A couple of years ago I experimented--apparently successfully--with changing a registered ADSL account name to something that looked more like a password than a name.

Of course spammers grab any address they can, in any way they can, so if your name is exposed (such as on a website), they "will come to you," as you said, Midas. But one of the methods used does involve computer generation of likely names, so in order of susceptibility:

Martha
Martha67
mgt54--;jktyu9'-

I tried something along the lines of the third one. I just thought it might be worth the effort. --Keep in mind, though: I don't have a website.--

It worked. For the first week I thought I was getting off easy for awhile. After a month of no spam whatever, I thought it was a long while. About a year later, when I let that account go because I switched everything to Gmail, it was still getting no spam.

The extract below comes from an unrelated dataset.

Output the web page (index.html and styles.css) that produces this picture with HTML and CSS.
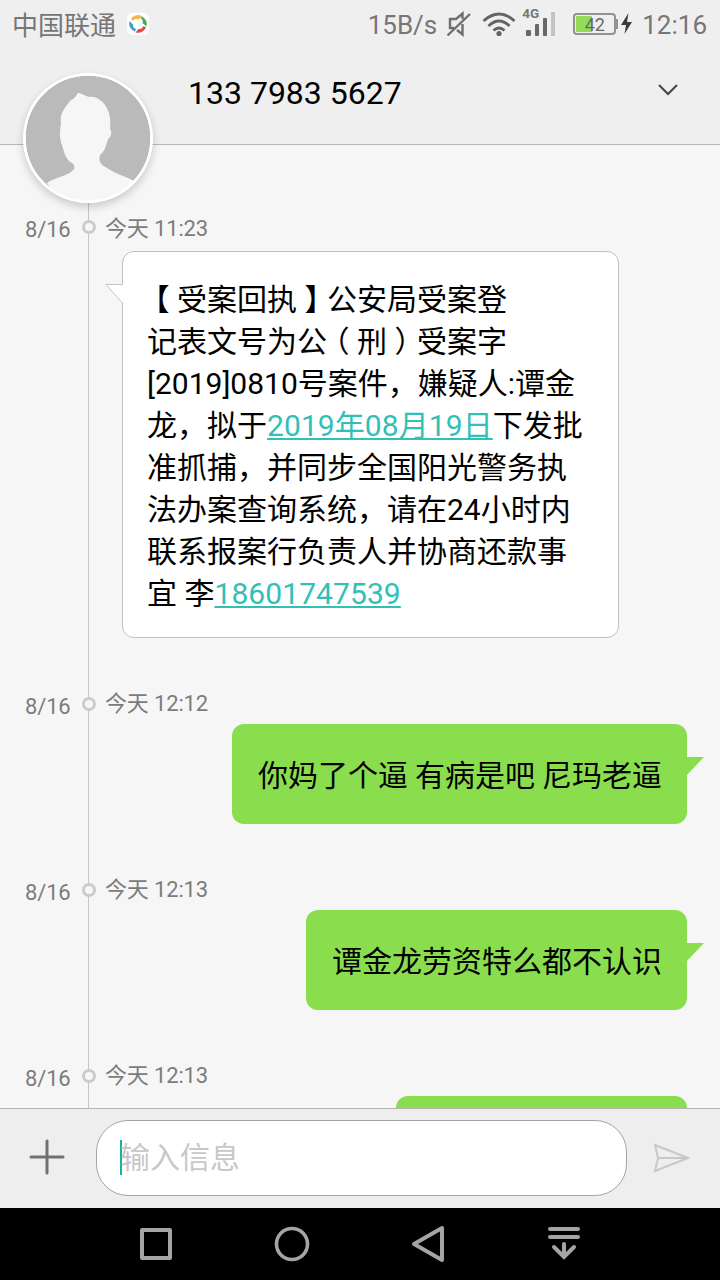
FILE: index.html
```html
<!DOCTYPE html>
<html lang="zh-CN">
<head>
<meta charset="utf-8">
<title>短信</title>
<link rel="stylesheet" href="styles.css">
</head>
<body>
<div class="phone">
  <header class="header">
    <div class="status">
      <span class="carrier">中国联通</span>
      <svg class="app-logo" width="22" height="22" viewBox="0 0 22 22">
        <rect width="22" height="22" rx="6" fill="#fff"/>
        <path d="M4 5.500Q9 0 15 3.200L11.500 6.500Q8 5 5 8Z" fill="#f6b84a"/>
        <path d="M14.500 3.500Q21 6.500 19.500 13.500L15.500 10Q16.500 7 13.500 5Z" fill="#3fae5a"/>
        <path d="M19 14.500Q15.500 21 8.500 19.500L11.500 16Q15 16.500 16.500 13Z" fill="#dc4b40"/>
        <path d="M8 18.500Q0.500 15 2.500 8L6 11.500Q5.500 14.500 9 16Z" fill="#3c9fd2"/>
      </svg>
      <span class="speed">15B/s</span>
      <svg class="mute" width="26" height="28" viewBox="0 0 26 28" fill="none" stroke="#6e6e6e" stroke-width="2.400">
        <path d="M16.500 9V3.500L10 9H4V18H8M16.500 14V24.500L11 20"/>
        <path d="M1.500 25.500L24 4"/>
      </svg>
      <svg class="wifi" width="34" height="26" viewBox="0 0 34 26" fill="none" stroke="#646464" stroke-width="2.900">
        <path d="M1.500 10Q17-4 32.500 10M6.500 15Q17 5 27.500 15M11.500 19.500Q17 14.500 22.500 19.500"/>
        <circle cx="17" cy="22.500" r="2.600" fill="#646464" stroke="none"/>
      </svg>
      <span class="cell">
        <span class="net">4G</span>
        <svg width="30" height="25" viewBox="0 0 30 25" fill="#686868">
          <rect x="0" y="18" width="5" height="6" rx="1"/>
          <rect x="9" y="12" width="4" height="12" rx="1"/>
          <rect x="17" y="6" width="4" height="18" rx="1"/>
          <rect x="25" y="0" width="4" height="24" fill="#c4c4c4"/>
        </svg>
      </span>
      <span class="battery"><span class="level">42</span></span>
      <svg class="bolt" width="14" height="24" viewBox="0 0 14 24">
        <path d="M8.500 1L1 13H6L4.500 22L12 10H7Z" fill="#3c3c3c"/>
      </svg>
      <span class="clock">12:16</span>
    </div>
    <div class="title-bar">
      <h1 class="number">133 7983 5627</h1>
      <svg class="chevron" width="22" height="14" viewBox="0 0 22 14" fill="none" stroke="#444" stroke-width="2">
        <path d="M2 2L11 11L20 2"/>
      </svg>
    </div>
    <svg class="avatar" width="130" height="130" viewBox="0 0 130 130">
      <defs><clipPath id="face"><circle cx="65" cy="65" r="63"/></clipPath></defs>
      <circle cx="65" cy="65" r="65" fill="#fff"/>
      <circle cx="65" cy="65" r="62.500" fill="#bababa"/>
      <path clip-path="url(#face)" fill="#f6f6f6" d="M55 20C59 20 61 23 67 24C73 23 79 28 82 32C87 39 88 47 87 56C90 60 87 65 85 66C83 73 82 78 77 82C75 90 79 92 84 95C92 101 105 104 111 108C105 120 88 129 65 129C45 129 30 121 24 110C30 105 46 103 51 96C52 92 50 90 47 89C42 84 41 79 39 72C36 65 37 58 38 50C36 42 42 34 48 27C51 26 53 23 55 20Z"/>
      <circle cx="65" cy="65" r="63.500" fill="none" stroke="#fff" stroke-width="2.500"/>
    </svg>
  </header>

  <main class="thread">
    <section class="message received">
      <div class="meta"><span class="date">8/16</span><i class="dot"></i><span class="time">今天 11:23</span></div>
      <div class="bubble">
        <svg class="tail" width="19" height="22" viewBox="0 0 19 22"><path d="M18 1.500H1L18 20.500" fill="#fff" stroke="#c4c4c4"/></svg>
        <span class="bracket">【</span>受案回执<span class="bracket">】</span>公安局受案登<br>记表文号为公<span class="bracket">（</span>刑<span class="bracket">）</span>受案字<br>[2019]0810号案件，嫌疑人:谭金<br>龙，拟于<a class="link">2019年08月19日</a>下发批<br>准抓捕，并同步全国阳光警务执<br>法办案查询系统，请在24小时内<br>联系报案行负责人并协商还款事<br>宜 李<a class="link">18601747539</a>
      </div>
    </section>
    <section class="message sent">
      <div class="meta"><span class="date">8/16</span><i class="dot"></i><span class="time">今天 12:12</span></div>
      <div class="bubble">
        <svg class="tail" width="18" height="19" viewBox="0 0 18 19"><path d="M0 0H18L0 19Z" fill="#8ade4e"/></svg>
        你妈了个逼 有病是吧 尼玛老逼
      </div>
    </section>
    <section class="message sent">
      <div class="meta"><span class="date">8/16</span><i class="dot"></i><span class="time">今天 12:13</span></div>
      <div class="bubble">
        <svg class="tail" width="18" height="19" viewBox="0 0 18 19"><path d="M0 0H18L0 19Z" fill="#8ade4e"/></svg>
        谭金龙劳资特么都不认识
      </div>
    </section>
    <section class="message sent">
      <div class="meta"><span class="date">8/16</span><i class="dot"></i><span class="time">今天 12:13</span></div>
      <div class="bubble clipped"></div>
    </section>
  </main>

  <footer class="composer">
    <svg class="plus" width="36" height="36" viewBox="0 0 36 36" stroke="#707070" stroke-width="3" stroke-linecap="round">
      <path d="M2 18H34M18 2V34"/>
    </svg>
    <div class="field"><span class="caret"></span><span class="placeholder">输入信息</span></div>
    <svg class="send" width="38" height="30" viewBox="0 0 38 30" fill="none" stroke="#c8c8c8" stroke-width="2">
      <path d="M2 2L35 15L2 28L5 15ZM5 15H35"/>
    </svg>
  </footer>

  <nav class="navbar">
    <svg width="36" height="40" viewBox="0 0 36 40" fill="none" stroke="#a4a4a4" stroke-width="4" stroke-linejoin="round"><rect x="4" y="6" width="28" height="28"/></svg>
    <svg width="36" height="40" viewBox="0 0 36 40" fill="none" stroke="#a4a4a4" stroke-width="3.600"><circle cx="18" cy="20" r="15.500"/></svg>
    <svg width="36" height="40" viewBox="0 0 36 40" fill="none" stroke="#a4a4a4" stroke-width="4" stroke-linejoin="round"><path d="M32 4V36L4 20Z"/></svg>
    <svg width="36" height="40" viewBox="0 0 36 40" fill="none" stroke="#a4a4a4" stroke-width="4" stroke-linecap="round"><path d="M4 5H32M4 13H32M18 20V32M8 23L18 33L28 23"/></svg>
  </nav>
</div>
</body>
</html>
```
FILE: styles.css
```css
* {
  box-sizing: border-box;
}

body {
  margin: 0;
  font-family: Roboto, "Noto Sans CJK SC", sans-serif;
  color: #000;
}

.phone {
  display: flex;
  flex-direction: column;
  width: 720px;
  height: 1280px;
  overflow: hidden;
  background: #f6f6f6;
}

.phone svg {
  display: block;
  flex: none;
}

.header {
  position: relative;
  z-index: 1;
  height: 145px;
  background: #efefef;
  border-bottom: 1px solid #b8b8b8;
}

.status {
  display: flex;
  align-items: center;
  height: 50px;
  padding: 0 13px 0 12px;
  font-size: 26px;
  line-height: 50px;
  color: #767676;
}

.carrier {
  padding-top: 1px;
}

.app-logo {
  margin: 0 0 2px 11px;
}

.speed {
  margin-left: auto;
}

.mute {
  margin: 0 0 2px 9px;
}

.wifi {
  margin: 0 0 2px 10px;
}

.cell {
  position: relative;
  margin: 0 0 2px 10px;
}

.net {
  position: absolute;
  left: -4px;
  top: -5px;
  font-size: 13.500px;
  font-weight: 700;
  line-height: 13px;
}

.battery {
  display: flex;
  position: relative;
  width: 43px;
  height: 22px;
  margin: 0 0 2px 17px;
  padding: 1px;
  border: 2px solid #929292;
  border-radius: 4px;
  background: linear-gradient(90deg, #94dc58 16px, transparent 16px) 1px 1px / 37px 16px no-repeat;
}

.battery::after {
  content: "";
  position: absolute;
  top: 4px;
  right: -4px;
  width: 2px;
  height: 10px;
  background: #929292;
}

.level {
  width: 100%;
  font-size: 18px;
  line-height: 17px;
  text-align: center;
  color: #686868;
}

.bolt {
  margin: 0 0 2px 4px;
}

.clock {
  margin-left: 8px;
}

.title-bar {
  display: flex;
  align-items: center;
  justify-content: space-between;
  height: 86px;
  padding: 0 41px 0 188px;
}

.number {
  margin: 0;
  font-size: 32px;
  font-weight: 400;
  line-height: 40px;
}

.chevron {
  margin-bottom: 6px;
}

.avatar {
  position: absolute;
  left: 23px;
  top: 73px;
  border-radius: 50%;
  box-shadow: 0 4px 8px rgba(0, 0, 0, 0.18);
}

.thread {
  position: relative;
  flex: 1;
  min-height: 0;
  padding-top: 74px;
  overflow: hidden;
}

.thread::before {
  content: "";
  position: absolute;
  left: 88px;
  top: 0;
  bottom: 0;
  width: 1px;
  background: #c6c6c6;
}

.message {
  display: flex;
  flex-direction: column;
  margin-bottom: 54px;
}

.meta {
  display: flex;
  align-items: flex-start;
  height: 32px;
  font-size: 22px;
  line-height: 18px;
  letter-spacing: -0.150px;
  color: #7c7c7c;
}

.date {
  width: 57px;
  margin: 6px 0 0 25px;
}

.dot {
  position: relative;
  width: 14px;
  height: 14px;
  margin-top: 5px;
  border: 3px solid #cbcbcb;
  border-radius: 50%;
  background: #f6f6f6;
}

.time {
  margin: 3px 0 0 9px;
}

.received .date {
  margin-top: 2px;
}

.received .dot,
.received .time {
  margin-top: 1px;
}

.bubble {
  position: relative;
  font-size: 30px;
  line-height: 42px;
  white-space: nowrap;
  border-radius: 12px;
}

.received .bubble {
  width: 497px;
  height: 387px;
  margin-left: 122px;
  padding: 27px 0 0 24px;
  background: #fff;
  border: 1px solid #c0c0c0;
}

.sent .bubble {
  align-self: flex-end;
  height: 100px;
  margin-right: 33px;
  padding: 31px 25px 0 26px;
  background: #8ade4e;
  word-spacing: -0.400px;
}

.sent .clipped {
  width: 291px;
}

.tail {
  position: absolute;
}

.received .tail {
  left: -18px;
  top: 31px;
}

.sent .tail {
  right: -17px;
  top: 33px;
}

/* Half-width brackets centred in a full character cell */
.bracket {
  display: inline-block;
  width: 30px;
  text-align: center;
  font-feature-settings: "halt";
}

.link {
  color: #32bfb8;
  letter-spacing: 0.080px;
  text-decoration: underline;
  text-decoration-thickness: 2px;
  text-underline-offset: 2px;
  text-decoration-skip-ink: none;
}

.composer {
  display: flex;
  align-items: center;
  height: 100px;
  padding: 0 29px 2px;
  background: #eee;
  border-top: 1px solid #b4b4b4;
}

.plus {
  margin-bottom: 2px;
}

.field {
  display: flex;
  align-items: center;
  width: 531px;
  height: 76px;
  margin-left: 31px;
  padding-left: 23px;
  background: #fff;
  border: 1px solid #a4a4a4;
  border-radius: 32px;
}

.caret {
  width: 2px;
  height: 35px;
  margin-right: -2px;
  background: #18b29e;
}

.placeholder {
  font-size: 30px;
  line-height: 42px;
  color: #c8c8c8;
}

.send {
  margin-left: auto;
}

.navbar {
  display: flex;
  align-items: center;
  gap: 100px;
  height: 72px;
  padding-left: 138px;
  background: #000;
}
```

The downside was that you couldn't easily tell a friend your e-mail address was
mgt54--;jktyu9'-@ringaling.net
but I reasoned that we usually trade addresses by back-and-forth e-mail anyway, and we don't often "write down" e-mail addresses that we transcribe later. In this case, writing down the address would admittedly be a lot less easy than writing down "martha@ringaling.net".

Whatever works. I had read that one method used in the spam industry is the computer generation of likely alphanumeric addresses. This non-alphanumeric name technique worked for me.